Guest Blog Post, Emily Cole: You Are Already A Poet

Last year, I had the extraordinary privilege of teaching an undergraduate class on music and poetry. I was thrilled to witness the camaraderie that developed between the musicians, poets, and fiction writers who enrolled as they built our classroom community through workshop and discussion. I watched them collaborate, and watched many genuine friendships form. During the last week, I put together my last planned lesson of the course, a sampling of “how-tos” for the professional writing world – how to publish in undergraduate literary journals, how to write a cover letter, how to find resources and enroll in online poetry classes, etc. Thirty seconds into my presentation, one of my students – let’s call her Viola – said, “but Miss Cole, how do you know when you’re a poet? When do you count?”  

This question both deeply resonated with me and also broke my heart. I abandoned my previous lesson plan, reentered the circle of students, and told them that when I was in my second-ever poetry class, I capped off my portfolio with a poem called “When I am a Poet.” The poem itself has been lost, but the general gist was “when I’m a real poet, my work is going to be so much better, I’m going to be so much smarter, and I’ll be taken so much more seriously.”

To be an artist of any kind is to live with the constant, nagging doubt that your art is not legitimate. We believe, instead, that our legitimacy as artists comes from the world around us – from poems and books we have published, to accolades we have won, to degrees we have earned. We believe that these things are concrete and tangible proof that we “count” as artists in our chosen fields.

And it’s not to say that those things don’t matter. They can be helpful to a poet’s career, especially if one wishes to enter academia, where right amount of acclaim and professional connections can sometimes translate into a teaching job. Publication increases our work’s visibility.

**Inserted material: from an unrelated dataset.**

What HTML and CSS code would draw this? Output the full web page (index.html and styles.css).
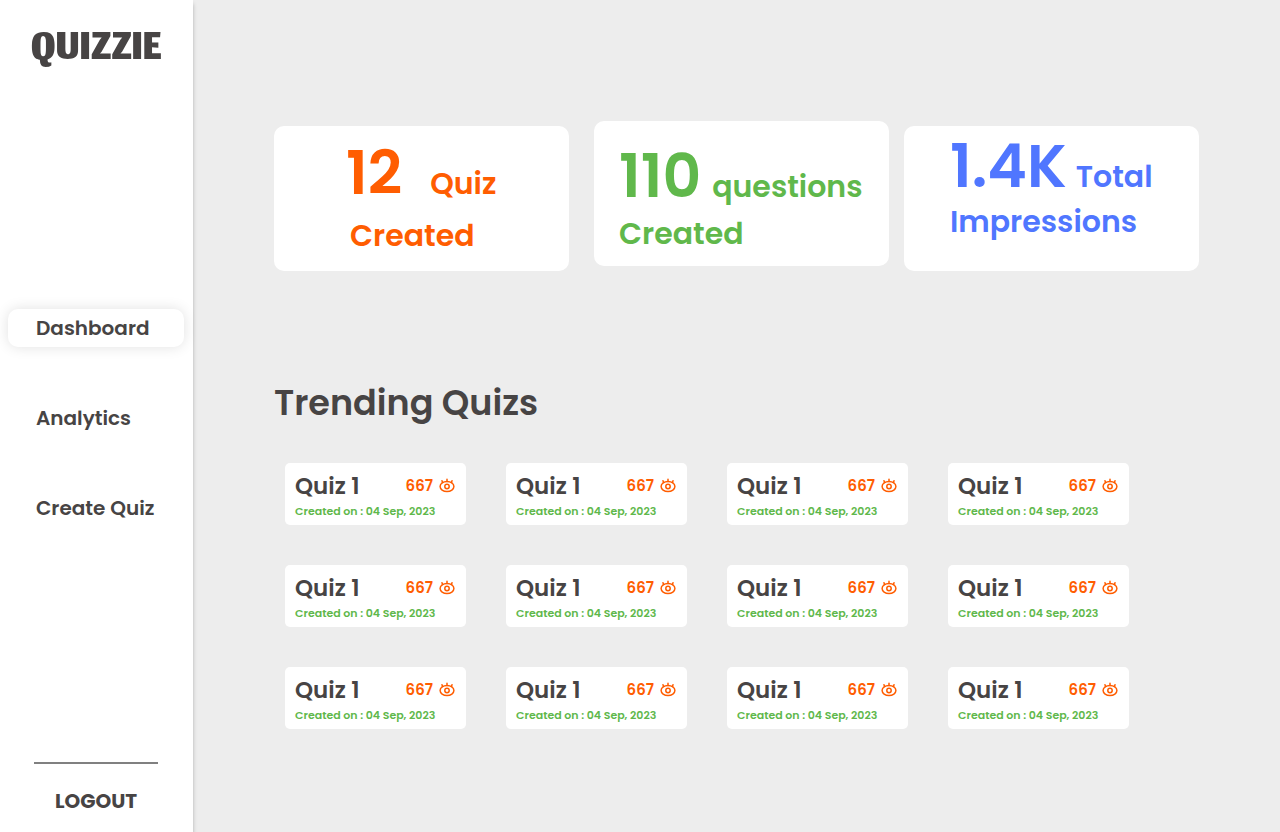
FILE: index.html
```html
<!DOCTYPE html>
<html lang="en">
<head>
<meta charset="utf-8">
<meta name="viewport" content="width=device-width, initial-scale=1">
<title>Quizzie</title>
<link rel="stylesheet" href="styles.css">
</head>
<body>
<svg class="sprite" aria-hidden="true">
  <symbol id="eye" viewBox="0 0 16 16">
    <g fill="none" stroke="currentColor" stroke-width="1.5" stroke-linecap="round">
      <ellipse cx="8" cy="8.500" rx="6.900" ry="5"/>
      <circle cx="8" cy="8.500" r="2.200"/>
      <path d="M8 3.400V1.200M3.600 4.500 3 2.700M12.400 4.500l.6-1.800"/>
    </g>
  </symbol>
</svg>
<div class="layout">
  <aside class="sidebar">
    <div class="logo">QUIZZIE</div>
    <nav class="nav">
      <a class="nav-link active" href="#dashboard">Dashboard</a>
      <a class="nav-link" href="#analytics">Analytics</a>
      <a class="nav-link" href="#create">Create Quiz</a>
    </nav>
    <div class="sidebar-foot">
      <button class="logout" type="button">LOGOUT</button>
    </div>
  </aside>
  <main class="main">
    <section class="stats">
      <div class="stat quizzes">
        <div class="stat-top"><span class="value">12</span><span>Quiz</span></div>
        <div class="stat-bottom">Created</div>
      </div>
      <div class="stat questions">
        <div class="stat-top"><span class="value">110</span><span>questions</span></div>
        <div class="stat-bottom">Created</div>
      </div>
      <div class="stat impressions">
        <div class="stat-top"><span class="value">1.4K</span><span>Total</span></div>
        <div class="stat-bottom">Impressions</div>
      </div>
    </section>
    <h1 class="title">Trending Quizs</h1>
    <section class="quizzes-grid" id="grid"></section>
  </main>
</div>
<script src="app.js"></script>
</body>
</html>
```
FILE: app.js
```js
const quizzes = Array.from({ length: 12 }, () => ({ name: "Quiz 1", views: 667, date: "04 Sep, 2023" }));
document.getElementById("grid").innerHTML = quizzes.map(q => `
  <article class="quiz">
    <div class="quiz-head">
      <h2 class="quiz-name">${q.name}</h2>
      <span class="views">${q.views}<svg class="eye" aria-hidden="true"><use href="#eye"/></svg></span>
    </div>
    <p class="date">Created on : ${q.date}</p>
  </article>`).join("");
```
FILE: styles.css
```css
* { box-sizing: border-box; }
body {
  margin: 0;
  background: #ededed;
  color: #474444;
  font-family: Poppins, Inter, "Open Sans", sans-serif;
  font-weight: 600;
}
.sprite { position: absolute; width: 0; height: 0; }
.layout { display: flex; min-height: 100vh; }
.sidebar {
  flex: none;
  width: 193px;
  display: flex;
  flex-direction: column;
  justify-content: space-between;
  background: #fff;
  box-shadow: 0 4px 4px rgba(0, 0, 0, 0.25);
}
.logo {
  height: 74px;
  padding: 29px 0 0 31px;
  font: 400 70px/44px Jomhuria, Roboto, sans-serif;
}
.nav { display: flex; flex-direction: column; gap: 52px; padding: 0 9px 0 8px; }
.nav-link {
  padding: 0 28px;
  border-radius: 10px;
  color: inherit;
  font-size: 20px;
  line-height: 38px;
  text-decoration: none;
  white-space: nowrap;
}
.nav-link.active { box-shadow: 0 0 14px rgba(0, 0, 0, 0.12); }
.sidebar-foot {
  margin: 0 35px 0 34px;
  padding: 18px 0 12px;
  border-top: 2px solid #808080;
}
.logout {
  display: block;
  width: 100%;
  padding: 0;
  border: 0;
  background: none;
  color: inherit;
  font: inherit;
  font-weight: 700;
  font-size: 20px;
  line-height: 38px;
  cursor: pointer;
}
.main { flex: 1; min-width: 0; padding: 121px 81px 40px; }
.stats {
  display: grid;
  grid-template-columns: 1fr 25px 1fr 15px 1fr;
  align-items: start;
}
.stat {
  min-width: 0;
  min-height: 145px;
  margin-top: 5px;
  border-radius: 10px;
  background: #fff;
  font-size: 30px;
  line-height: 44px;
  white-space: nowrap;
}
.stat-top { display: flex; align-items: baseline; gap: 11px; }
.value { font-size: 60px; line-height: 60px; }
.quizzes { padding: 17px 0 0 72px; color: #ff5d01; }
.quizzes .stat-top { gap: 28px; }
.quizzes .stat-bottom { padding: 8px 0 0 4px; }
.questions { grid-column: 3; margin-top: 0; padding: 25px 0 0 25px; color: #60b84b; }
.questions .stat-bottom { padding-top: 3px; }
.impressions { grid-column: 5; padding: 10px 0 0 46px; color: #5076ff; }
.impressions .stat-top { gap: 9px; }
.impressions .stat-bottom { padding-top: 1px; }
.title {
  margin: 108px 0 36px;
  font-size: 35px;
  font-weight: 600;
  line-height: 48px;
}
.quizzes-grid {
  display: grid;
  grid-template-columns: repeat(4, 1fr);
  gap: 40px;
  margin: 0 70px 0 11px;
}
.quiz { min-height: 62px; padding: 8px 11px 6px 10px; border-radius: 5px; background: #fff; }
.quiz-head { display: flex; align-items: center; justify-content: space-between; }
.quiz-name { margin: 0; font-size: 23px; font-weight: 600; line-height: 30px; }
.views {
  display: flex;
  align-items: center;
  gap: 6px;
  color: #ff5d01;
  font-size: 15px;
  line-height: 30px;
}
.eye { width: 16px; height: 16px; }
.date { margin: 2px 0 0; color: #60b84b; font-size: 11px; line-height: 16px; white-space: nowrap; }
```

Awards and grants provide us funding to continue our work. Books allow a poet to showcase a range of work that readers can keep on their bookshelves or bedsides.

But none of these trappings, however useful to someone’s poetry career, make us poets.

Fewer than ten of Emily Dickinson’s poems were ever published during her lifetime, all of them anonymously, possibly without her knowledge, and she is one of the greatest American poets of all time. But even her greatness, her innovation and brilliance is not what made her a poet. Her poetry made her a poet. And that lesson is less about poetry itself, and more about the system that young American poets are brought up in, a system that teaches them to value their work based on publication credits, awards, Facebook likes, and, ultimately, money.

As poets, and all too often as people, we define ourselves by our external accomplishments because the “marketplace” of poetry – of capitalism, of America – teaches us that the value of our artistic work is directly correlated with how many people see that work and thus how much money it makes and/or how famous we become because of it.

Until Viola asked her vulnerable and important question, I was doing all my students a disservice by focusing their attention on publication, rather than teaching them the far more important lesson that their work has intrinsic value all on its own.

So I invoked another metric. “Class,” I asked, “How many of you think that Viola is a poet?”

The class responded with a chorus of affirmation that, yes, Viola was not only a poet, but a talented poet, one with a gift for strange, defamiliarizing syntax and potent, memorable metaphor. “But you’re my friends!” Viola cried.

“Precisely.” I said. “Now, is there anyone else who feels that they aren’t a poet?”

Every hand went up. Including mine.

When they stared at me—but you’re the teacher—I told them that the “marketplace” of poetry would have them believe that they are not a real poet until they’ve collected a certain, often arbitrary, number of accomplishments. I told them that even with dozens of publications in nationally-recognized journals, with a CV full of accolades, a chapbook publication, an MFA, there are days, weeks, whole months, that I don’t feel like a real poet. I told them about poet-friends I know, friends who have books and NEA grants and lists of accomplishments pages long, who still consider themselves to be “emerging” poets, because the poetry marketplace has told that they don’t count as “real poets” yet.

Viola isn’t alone. Every poet I know wonders, at one time or another, at what point they “count.” At what point they will count as “real.” But that’s just the marketplace talking. It’s an easy thing to forget, in the midst of all the other noise, but it’s the poetry that makes the poet. Not the money. Not the brand. Not the number of fans, or of followers on Twitter or Instagram.

Before class ended that day, I asked my students to do one more thing. They looked to their left and their right, and told each other the one truth that I hope they’ve taken away from class, the truth more important than any advice about publication than I could ever give them: You are already a poet, they said to one another. You already count.